Thankyou for your patience with me here but this is still returning garbage…

cublasSgemv('N', M, N, alpha, devPtrA, M, devPtrB, 1, beta, devPtrC, 1);

		

	cublasGetVector (N, sizeof(float), devPtrC, N, b, 1);

	

	for (j = 0; j < N; j++) printf ("%7.0f", b[j]);

avidday · January 19, 2010, 1:58pm

So time to add some error checking. All those CUBLAS helper functions return values, and there is a function for polling the status from the BLAS calls themselves. They should all be asserted or otherwise checked. That at least will confirm whether the sgemv call actually runs or not.

avidday · January 19, 2010, 2:04pm

BLAH! double post…

anthonyfmorse · January 19, 2010, 2:31pm

Ok thanks for your help. I’ve implemented matrix-vector multiplication as a CUDA kernel and am using the trust lib for scan… I was wondering if CUBLAS would be much faster as it’s probably better optimised than my code but I don’t really want to commit much time to learning CUBLAS if I don’t know in advance that it’s going to be that much better.

anthonyfmorse · January 19, 2010, 4:59pm

Ok finally I have it working, though there is a problem if the matrix is not square…
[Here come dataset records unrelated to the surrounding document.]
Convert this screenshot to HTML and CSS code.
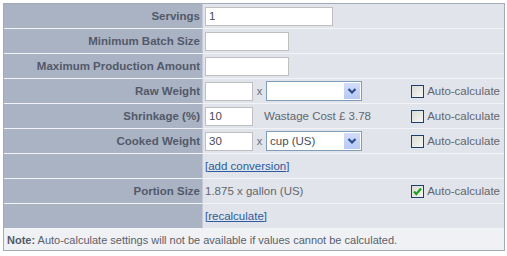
FILE: index.html
```html
<!DOCTYPE html>
<html>
<head>
<meta charset="utf-8">
<link rel="stylesheet" href="styles.css">
</head>
<body>
<table class="form">
  <tr>
    <th>Servings</th>
    <td><span class="input w128">1</span></td>
  </tr>
  <tr>
    <th>Minimum Batch Size</th>
    <td><span class="input w84"></span></td>
  </tr>
  <tr>
    <th>Maximum Production Amount</th>
    <td><span class="input w84"></span></td>
  </tr>
  <tr>
    <th>Raw Weight</th>
    <td>
      <div class="line">
        <span class="input w48"></span><span class="x">x</span>
        <span class="select"><span class="sel-text"></span><span class="arrow"><svg width="14" height="14" viewBox="0 0 14 14"><path d="M3.5 5 L7 8.5 L10.5 5" fill="none" stroke="#2d4d8f" stroke-width="2.2"/></svg></span></span>
        <span class="auto"><span class="cb"></span>Auto-calculate</span>
      </div>
    </td>
  </tr>
  <tr>
    <th>Shrinkage (%)</th>
    <td>
      <div class="line">
        <span class="input w48">10</span><span class="text wastage">Wastage Cost £ 3.78</span>
        <span class="auto"><span class="cb"></span>Auto-calculate</span>
      </div>
    </td>
  </tr>
  <tr>
    <th>Cooked Weight</th>
    <td>
      <div class="line">
        <span class="input w48">30</span><span class="x">x</span>
        <span class="select"><span class="sel-text">cup (US)</span><span class="arrow"><svg width="14" height="14" viewBox="0 0 14 14"><path d="M3.5 5 L7 8.5 L10.5 5" fill="none" stroke="#2d4d8f" stroke-width="2.2"/></svg></span></span>
        <span class="auto"><span class="cb"></span>Auto-calculate</span>
      </div>
    </td>
  </tr>
  <tr>
    <th></th>
    <td><a class="link" href="#">[add conversion]</a></td>
  </tr>
  <tr>
    <th>Portion Size</th>
    <td>
      <div class="line">
        <span class="text">1.875 x gallon (US)</span>
        <span class="auto"><span class="cb checked"><svg width="11" height="11" viewBox="0 0 11 11"><path d="M2 5.5 L4.3 8 L9 2.5" fill="none" stroke="#21a121" stroke-width="2.2"/></svg></span>Auto-calculate</span>
      </div>
    </td>
  </tr>
  <tr>
    <th></th>
    <td><a class="link" href="#">[recalculate]</a></td>
  </tr>
  <tr class="note">
    <td colspan="2"><b>Note:</b> Auto-calculate settings will not be available if values cannot be calculated.</td>
  </tr>
</table>
</body>
</html>
```

FILE: styles.css
```css
html, body {
  margin: 0;
  padding: 0;
  background: #ffffff;
}
body {
  padding: 3px;
  font-family: "Liberation Sans", Arial, sans-serif;
  font-size: 11px;
  color: #5a5f6b;
}
.form {
  width: 502px;
  border: 1px solid #a3abb9;
  border-collapse: separate;
  border-spacing: 0;
  background: #ffffff;
}
.form th,
.form td {
  height: 24px;
  padding: 0;
  border-bottom: 1px solid #f3f4f7;
  vertical-align: middle;
}
.form th {
  width: 196px;
  background: #aab3c3;
  color: #525969;
  font-weight: bold;
  font-size: 11.5px;
  text-align: right;
  padding-right: 2px;
  border-right: 1px solid #c4cad6;
}
.form td {
  background: #e1e4ea;
  padding-left: 2px;
}
.form tr.note td {
  height: 21px;
  background: #f0f1f4;
  border-bottom: none;
  padding-left: 3px;
  color: #5a5f6b;
}
.note b {
  color: #525969;
}
.line {
  display: flex;
  align-items: center;
}
.input {
  display: inline-block;
  box-sizing: border-box;
  height: 19px;
  line-height: 17px;
  border: 1px solid #bfbfbf;
  background: #ffffff;
  padding-left: 3px;
  font-size: 11.5px;
  color: #484c55;
  vertical-align: middle;
}
.w128 { width: 128px; }
.w84 { width: 84px; }
.w48 { width: 48px; }
.x {
  width: 13px;
  text-align: center;
  color: #666b77;
  font-size: 11px;
}
.select {
  display: inline-flex;
  align-items: center;
  box-sizing: border-box;
  width: 96px;
  height: 20px;
  border: 1px solid #7f9db9;
  background: #ffffff;
  font-size: 11.5px;
  color: #484c55;
}
.sel-text {
  flex: 1;
  padding-left: 3px;
}
.arrow {
  display: flex;
  align-items: center;
  justify-content: center;
  width: 16px;
  height: 16px;
  margin-right: 1px;
  background: linear-gradient(#d2ddf9, #b6c9f5);
}
.text {
  color: #62666f;
  font-size: 11.5px;
}
.wastage {
  margin-left: 11px;
}
.auto {
  margin-left: auto;
  display: flex;
  align-items: center;
  font-size: 11.5px;
  color: #62666f;
  padding-right: 4px;
}
.cb {
  display: inline-flex;
  align-items: center;
  justify-content: center;
  box-sizing: border-box;
  width: 13px;
  height: 13px;
  border: 1px solid #1c3f6e;
  background: linear-gradient(135deg, #dcdcd6, #f6f6f3);
  margin-right: 3px;
}
.link {
  color: #2d5a9e;
  text-decoration: underline;
  font-size: 11.5px;
}
```
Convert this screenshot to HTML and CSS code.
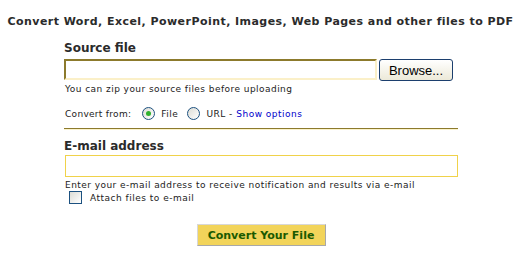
FILE: index.html
```html
<!DOCTYPE html>
<html lang="en">
<head>
    <meta charset="UTF-8">
    <title>Convert to PDF</title>
    <link rel="stylesheet" href="styles.css">
</head>
<body>
    <h1 class="title">Convert Word, Excel, PowerPoint, Images, Web Pages and other files to PDF</h1>
    <form class="convert-form">
        <h2>Source file</h2>
        <div class="file-row">
            <div class="file-box"></div>
            <button type="button" class="browse">Browse...</button>
        </div>
        <p class="hint">You can zip your source files before uploading</p>
        <div class="from-row">
            <span class="from-label">Convert from:</span>
            <span class="radio checked"></span>
            <span class="opt">File</span>
            <span class="radio"></span>
            <span class="opt">URL - <a href="#">Show options</a></span>
        </div>
        <div class="divider"></div>

        <h2>E-mail address</h2>
        <div class="email-box"></div>
        <p class="hint">Enter your e-mail address to receive notification and results via e-mail</p>
        <div class="attach-row">
            <span class="checkbox"></span>
            <span class="opt">Attach files to e-mail</span>
        </div>

        <div class="submit-row">
            <button type="button" class="submit">Convert Your File</button>
        </div>
    </form>
</body>
</html>
```

FILE: styles.css
```css
body {
    margin: 0;
    background-color: #ffffff;
    font-family: 'DejaVu Sans', Verdana, sans-serif;
    color: #333333;
}

.title {
    margin: 0;
    padding-top: 15px;
    font-size: 11px;
    line-height: 13px;
    letter-spacing: 0.45px;
    text-align: center;
    color: #2b2b2b;
}

.convert-form {
    width: 394px;
    margin-left: 64px;
}

.convert-form h2 {
    margin: 0;
    font-size: 12px;
    line-height: 15px;
    color: #2b2b2b;
}

.convert-form h2:first-child {
    margin-top: 13px;
}

.file-row {
    display: flex;
    margin-top: 3px;
}

.file-box {
    width: 309px;
    height: 17px;
    border-style: solid;
    border-width: 2px;
    border-color: #8c7a2c #fbf0c8 #fbf0c8 #8c7a2c;
}

.browse {
    width: 74px;
    height: 22px;
    margin-left: 2px;
    padding: 0;
    font-family: 'Liberation Sans', Arial, sans-serif;
    font-size: 13px;
    color: #000;
    background: linear-gradient(#ffffff, #ece9d8);
    border: 1px solid #1c3f6e;
    border-radius: 3px;
}

.hint {
    margin: 2px 0 0 1px;
    font-size: 9px;
    line-height: 12px;
    letter-spacing: 0.45px;
    color: #222;
}

.from-row {
    display: flex;
    align-items: center;
    margin: 12px 0 0 1px;
    font-size: 9px;
    color: #222;
}

.from-label {
    margin-right: 11px;
    letter-spacing: 0.3px;
}

.opt {
    margin: 0 9px 0 6px;
    letter-spacing: 0.5px;
}

.opt a {
    color: #0000cc;
    text-decoration: none;
}

.radio {
    width: 11px;
    height: 11px;
    border: 1px solid #1c5180;
    border-radius: 50%;
    background: linear-gradient(135deg, #dcdcd5, #ffffff);
    display: flex;
    align-items: center;
    justify-content: center;
}

.radio.checked::after {
    content: "";
    width: 5px;
    height: 5px;
    border-radius: 50%;
    background: #2fb12f;
}

.divider {
    margin-top: 8px;
    height: 1px;
    background: #8c7a2c;
    border-bottom: 1px solid #fbf3cc;
}

.convert-form .divider + h2 {
    margin-top: 9px;
}

.email-box {
    width: 391px;
    height: 20px;
    margin: 1px 0 0 1px;
    border: 1px solid #f0d24a;
}

.attach-row {
    display: flex;
    align-items: center;
    margin: 0 0 0 5px;
    font-size: 9px;
    color: #222;
}

.checkbox {
    width: 11px;
    height: 11px;
    border: 1px solid #1c5180;
    background: linear-gradient(135deg, #dcdcd5, #ffffff);
    margin-right: 2px;
}

.submit-row {
    display: flex;
    justify-content: center;
    margin-top: 20px;
}

.submit {
    width: 129px;
    height: 22px;
    padding: 0;
    font-family: 'DejaVu Sans', Verdana, sans-serif;
    font-size: 11px;
    font-weight: bold;
    color: #1b5a00;
    background-color: #f2d45a;
    border: 1px solid #a8a8a8;
    border-top-color: #d8d8d8;
    border-left-color: #d8d8d8;
}
```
It basically works twice as quick as my own cuda version. here is the code…

#include <stdio.h>

#include <cublas.h>

#define M 10

#define N 10

#define IDX2C(i,j,ld) (((j)*(ld))+(i))

int main(void)

{

	cudaSetDevice(0);

	int i,j;

	float *devPtrA , *devPtrB , *devPtrC;

	float *a, *b; 

	

	//timer stuff

	cudaEvent_t start, stop;

	cudaEventCreate(&start);

	cudaEventCreate(&stop);

	a = (float *)malloc (M * N * sizeof (float));

	b = (float *)malloc (N * sizeof (float));

	for (j = 0; j < N; j++) {

			b[j] = 1;

			for (i = 0; i < M; i++) {

					a[IDX2C(i,j,M)] = i * M + j + 1;

			}

	}

		

	for (j = 0; j < N; j++) {

			for (i = 0; i < M; i++) {

					printf ("%7.0f", a[IDX2C(i,j,M)]);

			}

			printf ("\n");

	}

	printf ("\n");

	for(i=0;i<N;i++) printf("%f ",b[i]);

	printf ("\n\n");

		

	cublasInit(); // initilization of CUDA application

	cublasAlloc( M*N, sizeof(float), (void**) &devPtrA);	//matrix A

	cublasAlloc( N, sizeof(float), (void**) &devPtrB);		//vector B

	cublasAlloc( N, sizeof(float), (void**) &devPtrC);		//vector C

	// transfer host data to device

	cublasSetMatrix( M, N, sizeof(float), a, N, devPtrA, N);

	cublasSetVector( N, sizeof(float), b, 1, devPtrB, 1);

	

	// compute C = A*B in device

	float alpha = 1.0;

	float beta  = 0.0;

	

	//start timer 

	cudaEventRecord(start, 0);

	

	cublasSgemv('N', M, N, alpha, devPtrA, M, devPtrB, 1, beta, devPtrC, 1);

		

	// block until the device has completed

	cudaThreadSynchronize();

	//end timer

	cudaEventRecord(stop, 0);

	cudaEventSynchronize(stop);

	float elapsedTime;

	cudaEventElapsedTime(&elapsedTime, start, stop);		

		  

	cublasGetVector (N, sizeof(float), devPtrC, 1, b, 1);

	

	for (j = 0; j < N; j++) printf ("%7.0f", b[j]);//IDX2C(j,1,M)]);

	printf("\n\ntime = %f\n\n",elapsedTime);

	cublasShutdown(); 

	cudaEventDestroy(start);

	cudaEventDestroy(stop);

}

anthonyfmorse · January 19, 2010, 7:55pm

Hmm there are still problems with the CUBLAS code in the previous post but it works for square matrix. However I made a mistake in comparing the timing, this code is for a 10 x 10 martix but I was comparing with my own, non-optimised CUDA code which was running a 100x100 matrix, and then performing a sigmoid function on the resulting vector. It turns out the CUBLAS implementation is actually slower than my own code, which can’t be right??? maybe I’m misunderstanding something…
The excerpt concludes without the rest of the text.